As he has done each December for the past few years, Brian Justin, WA1ZMS, of Forest, Virginia, will transmit a program on 486 kHz, under authority of his FCC Part 5 Experimental License WI2XLQ, to commemorate wireless pioneer Reginald Fessenden’s accomplishments. Justin will transmit for at least 24 hours starting at around 1800 UTC on December 24. Fessenden claimed to have made his first voice — and music — broadcast on Christmas Eve in 1906 from Brant Rock, Massachusetts, although his account is disputed.
From Wikipedia:
“Fessenden reported that on the evening of December 24, 1906 (Christmas Eve), he had made the first of two radio broadcasts of music and entertainment to a general audience, using the alternator-transmitter at Brant Rock [Massachusetts]. Fessenden remembered producing a short program that included a phonograph record of Ombra mai fu (Largo) by George Frideric Handel, followed by Fessenden playing Adolphe Adam‘s carol O Holy Night on the violin and singing Adore and be Still by Gounod, and closing with a biblical passage: ‘Glory to God in the highest and on earth peace to men of good will’ (Luke 2:14). He also stated that a second short program was broadcast on December 31 (New Year’s Eve).

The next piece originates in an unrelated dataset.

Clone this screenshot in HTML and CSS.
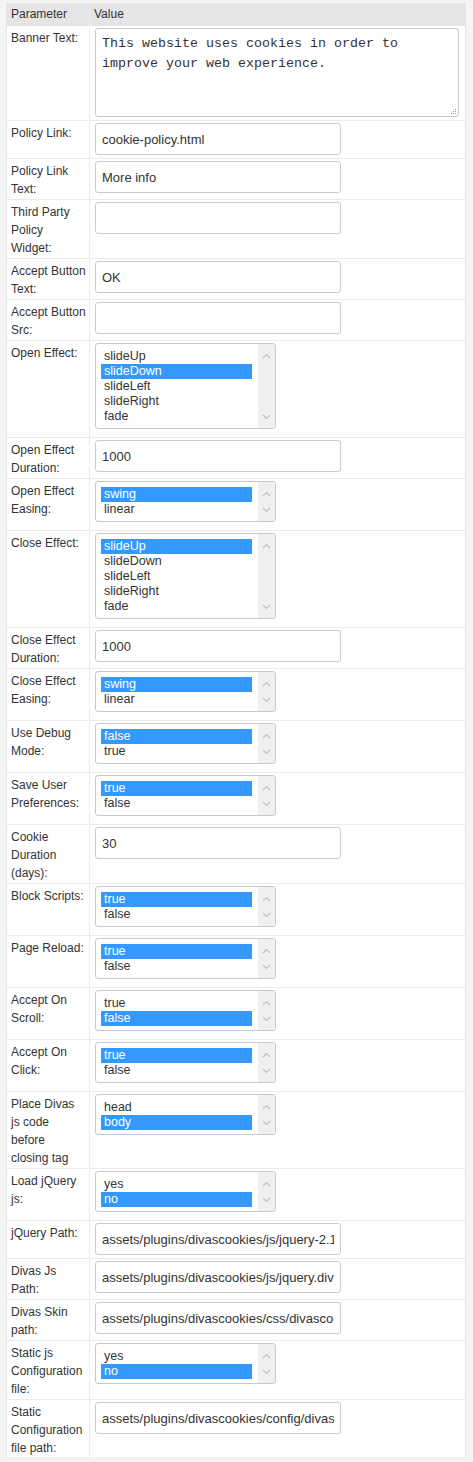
FILE: index.html
```html
<!DOCTYPE html>
<html>
<head>
<meta charset="utf-8">
<link rel="stylesheet" href="styles.css">
</head>
<body>
<div class="params">
  <div class="row head"><div class="k">Parameter</div><div class="v">Value</div></div>

  <div class="row"><div class="k">Banner Text:</div><div class="v">
    <div class="ta-wrap">
      <textarea class="ta">This website uses cookies in order to improve your web experience.</textarea>
      <svg class="grip" width="7" height="7" viewBox="0 0 7 7"><rect x="5" y="1" width="1" height="1"/><rect x="3" y="3" width="1" height="1"/><rect x="5" y="3" width="1" height="1"/><rect x="1" y="5" width="1" height="1"/><rect x="3" y="5" width="1" height="1"/><rect x="5" y="5" width="1" height="1"/></svg>
    </div>
  </div></div>

  <div class="row"><div class="k">Policy Link:</div><div class="v"><input class="inp" type="text" value="cookie-policy.html"></div></div>
  <div class="row"><div class="k">Policy Link Text:</div><div class="v"><input class="inp" type="text" value="More info"></div></div>
  <div class="row"><div class="k">Third Party Policy Widget:</div><div class="v"><input class="inp" type="text" value=""></div></div>
  <div class="row"><div class="k">Accept&nbsp;Button Text:</div><div class="v"><input class="inp" type="text" value="OK"></div></div>
  <div class="row"><div class="k">Accept&nbsp;Button Src:</div><div class="v"><input class="inp" type="text" value=""></div></div>

  <div class="row"><div class="k">Open Effect:</div><div class="v">
    <div class="lb"><div class="opts"><div class="o">slideUp</div><div class="o sel">slideDown</div><div class="o">slideLeft</div><div class="o">slideRight</div><div class="o">fade</div></div><div class="sb"><svg width="9" height="6" viewBox="0 0 9 6"><polyline points="1,5 4.5,1.5 8,5"/></svg><svg width="9" height="6" viewBox="0 0 9 6"><polyline points="1,1 4.5,4.5 8,1"/></svg></div></div>
  </div></div>

  <div class="row"><div class="k">Open Effect Duration:</div><div class="v"><input class="inp" type="text" value="1000"></div></div>

  <div class="row"><div class="k">Open Effect Easing:</div><div class="v">
    <div class="lb"><div class="opts"><div class="o sel">swing</div><div class="o">linear</div></div><div class="sb"><svg width="9" height="6" viewBox="0 0 9 6"><polyline points="1,5 4.5,1.5 8,5"/></svg><svg width="9" height="6" viewBox="0 0 9 6"><polyline points="1,1 4.5,4.5 8,1"/></svg></div></div>
  </div></div>

  <div class="row"><div class="k">Close Effect:</div><div class="v">
    <div class="lb"><div class="opts"><div class="o sel">slideUp</div><div class="o">slideDown</div><div class="o">slideLeft</div><div class="o">slideRight</div><div class="o">fade</div></div><div class="sb"><svg width="9" height="6" viewBox="0 0 9 6"><polyline points="1,5 4.5,1.5 8,5"/></svg><svg width="9" height="6" viewBox="0 0 9 6"><polyline points="1,1 4.5,4.5 8,1"/></svg></div></div>
  </div></div>

  <div class="row"><div class="k">Close Effect Duration:</div><div class="v"><input class="inp" type="text" value="1000"></div></div>

  <div class="row"><div class="k">Close Effect Easing:</div><div class="v">
    <div class="lb"><div class="opts"><div class="o sel">swing</div><div class="o">linear</div></div><div class="sb"><svg width="9" height="6" viewBox="0 0 9 6"><polyline points="1,5 4.5,1.5 8,5"/></svg><svg width="9" height="6" viewBox="0 0 9 6"><polyline points="1,1 4.5,4.5 8,1"/></svg></div></div>
  </div></div>

  <div class="row"><div class="k">Use Debug Mode:</div><div class="v">
    <div class="lb"><div class="opts"><div class="o sel">false</div><div class="o">true</div></div><div class="sb"><svg width="9" height="6" viewBox="0 0 9 6"><polyline points="1,5 4.5,1.5 8,5"/></svg><svg width="9" height="6" viewBox="0 0 9 6"><polyline points="1,1 4.5,4.5 8,1"/></svg></div></div>
  </div></div>

  <div class="row"><div class="k">Save User Preferences:</div><div class="v">
    <div class="lb"><div class="opts"><div class="o sel">true</div><div class="o">false</div></div><div class="sb"><svg width="9" height="6" viewBox="0 0 9 6"><polyline points="1,5 4.5,1.5 8,5"/></svg><svg width="9" height="6" viewBox="0 0 9 6"><polyline points="1,1 4.5,4.5 8,1"/></svg></div></div>
  </div></div>

  <div class="row"><div class="k">Cookie Duration (days):</div><div class="v"><input class="inp" type="text" value="30"></div></div>

  <div class="row"><div class="k">Block Scripts:</div><div class="v">
    <div class="lb"><div class="opts"><div class="o sel">true</div><div class="o">false</div></div><div class="sb"><svg width="9" height="6" viewBox="0 0 9 6"><polyline points="1,5 4.5,1.5 8,5"/></svg><svg width="9" height="6" viewBox="0 0 9 6"><polyline points="1,1 4.5,4.5 8,1"/></svg></div></div>
  </div></div>

  <div class="row"><div class="k">Page Reload:</div><div class="v">
    <div class="lb"><div class="opts"><div class="o sel">true</div><div class="o">false</div></div><div class="sb"><svg width="9" height="6" viewBox="0 0 9 6"><polyline points="1,5 4.5,1.5 8,5"/></svg><svg width="9" height="6" viewBox="0 0 9 6"><polyline points="1,1 4.5,4.5 8,1"/></svg></div></div>
  </div></div>

  <div class="row"><div class="k">Accept On Scroll:</div><div class="v">
    <div class="lb"><div class="opts"><div class="o">true</div><div class="o sel">false</div></div><div class="sb"><svg width="9" height="6" viewBox="0 0 9 6"><polyline points="1,5 4.5,1.5 8,5"/></svg><svg width="9" height="6" viewBox="0 0 9 6"><polyline points="1,1 4.5,4.5 8,1"/></svg></div></div>
  </div></div>

  <div class="row"><div class="k">Accept On Click:</div><div class="v">
    <div class="lb"><div class="opts"><div class="o sel">true</div><div class="o">false</div></div><div class="sb"><svg width="9" height="6" viewBox="0 0 9 6"><polyline points="1,5 4.5,1.5 8,5"/></svg><svg width="9" height="6" viewBox="0 0 9 6"><polyline points="1,1 4.5,4.5 8,1"/></svg></div></div>
  </div></div>

  <div class="row"><div class="k">Place Divas js code before closing tag</div><div class="v">
    <div class="lb"><div class="opts"><div class="o">head</div><div class="o sel">body</div></div><div class="sb"><svg width="9" height="6" viewBox="0 0 9 6"><polyline points="1,5 4.5,1.5 8,5"/></svg><svg width="9" height="6" viewBox="0 0 9 6"><polyline points="1,1 4.5,4.5 8,1"/></svg></div></div>
  </div></div>

  <div class="row"><div class="k">Load jQuery js:</div><div class="v">
    <div class="lb"><div class="opts"><div class="o">yes</div><div class="o sel">no</div></div><div class="sb"><svg width="9" height="6" viewBox="0 0 9 6"><polyline points="1,5 4.5,1.5 8,5"/></svg><svg width="9" height="6" viewBox="0 0 9 6"><polyline points="1,1 4.5,4.5 8,1"/></svg></div></div>
  </div></div>

  <div class="row"><div class="k">jQuery Path:</div><div class="v"><input class="inp" type="text" value="assets/plugins/divascookies/js/jquery-2.1.1.min.js"></div></div>
  <div class="row"><div class="k">Divas Js Path:</div><div class="v"><input class="inp" type="text" value="assets/plugins/divascookies/js/jquery.divascookies-0.6.min.js"></div></div>
  <div class="row"><div class="k">Divas Skin path:</div><div class="v"><input class="inp" type="text" value="assets/plugins/divascookies/css/divascookies_style_light_top.css"></div></div>

  <div class="row"><div class="k">Static js Configuration file:</div><div class="v">
    <div class="lb"><div class="opts"><div class="o">yes</div><div class="o sel">no</div></div><div class="sb"><svg width="9" height="6" viewBox="0 0 9 6"><polyline points="1,5 4.5,1.5 8,5"/></svg><svg width="9" height="6" viewBox="0 0 9 6"><polyline points="1,1 4.5,4.5 8,1"/></svg></div></div>
  </div></div>

  <div class="row"><div class="k">Static Configuration file path:</div><div class="v"><input class="inp" type="text" value="assets/plugins/divascookies/config/divascookies_config.js"></div></div>
</div>
</body>
</html>
```

FILE: styles.css
```css
html, body {
  margin: 0;
  padding: 0;
  background: #f5f5f5;
}

body {
  font-family: "Liberation Sans", Arial, sans-serif;
  color: #333;
  font-size: 12px;
}

.params {
  box-sizing: border-box;
  width: 460px;
  margin: 3px 0 0 6px;
  background: #fff;
  border-left: 1px solid #e6e6e6;
  border-right: 1px solid #e6e6e6;
}

.row {
  display: grid;
  grid-template-columns: 83px 1fr;
  border-bottom: 1px solid #ebebeb;
}

.k {
  padding: 3px 4.5px 1px 4px;
  border-right: 1px solid #ededed;
  line-height: 18px;
  font-size: 12px;
  color: #333;
}

.v {
  padding: 2px 0 3px 5px;
  min-width: 0;
}

.head {
  background: #e5e5e5;
  border-bottom: 0;
  height: 23px;
}

.head .k {
  padding: 2px 3px 3px 4px;
  border-right: 1px solid #ececec;
}

.head .v {
  padding: 2px 0 3px 4px;
  line-height: 18px;
}

.ta-wrap {
  position: relative;
  width: 364px;
}

.ta {
  display: block;
  box-sizing: border-box;
  width: 364px;
  height: 89px;
  margin: 0;
  padding: 5px 6px;
  border: 1px solid #ccc;
  border-radius: 3px;
  font-family: "Liberation Mono", "Courier New", monospace;
  font-size: 13.33px;
  line-height: 20px;
  color: #333;
  resize: none;
  background: #fff;
}

.grip {
  position: absolute;
  right: 2px;
  bottom: 2px;
  fill: #9a9a9a;
}

.inp {
  display: block;
  box-sizing: border-box;
  width: 246px;
  height: 32px;
  margin: 0;
  padding: 0 6px;
  border: 1px solid #ccc;
  border-radius: 3px;
  font-family: "Liberation Sans", Arial, sans-serif;
  font-size: 13px;
  color: #333;
  background: #fff;
  outline: none;
}

.lb {
  display: flex;
  box-sizing: border-box;
  width: 181px;
  margin-bottom: 5px;
  border: 1px solid #c8c8c8;
  border-radius: 3px;
  background: #fff;
  overflow: hidden;
}

.opts {
  flex: 1;
  padding: 5px 6px 4px 5px;
}

.o {
  height: 15px;
  line-height: 15px;
  padding-left: 3px;
  font-size: 12.5px;
  color: #333;
  white-space: nowrap;
}

.o.sel {
  background: #3399ff;
  color: #fff;
}

.sb {
  width: 17px;
  background: #f0f0f0;
  display: flex;
  flex-direction: column;
  justify-content: space-between;
  align-items: center;
  padding: 9px 0 8px;
  box-sizing: border-box;
}

.sb svg {
  display: block;
}

.sb polyline {
  fill: none;
  stroke: #c2c2c2;
  stroke-width: 1.2;
}
```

The intended audience for both of these transmissions was primarily shipboard radio operators along the Atlantic seaboard. Fessenden claimed that the two programs had been widely publicized in advance, and the Christmas Eve broadcast had been heard ‘as far down’ as Norfolk, Virginia, while the New Year Eve’s broadcast had reached listeners in the West Indies.”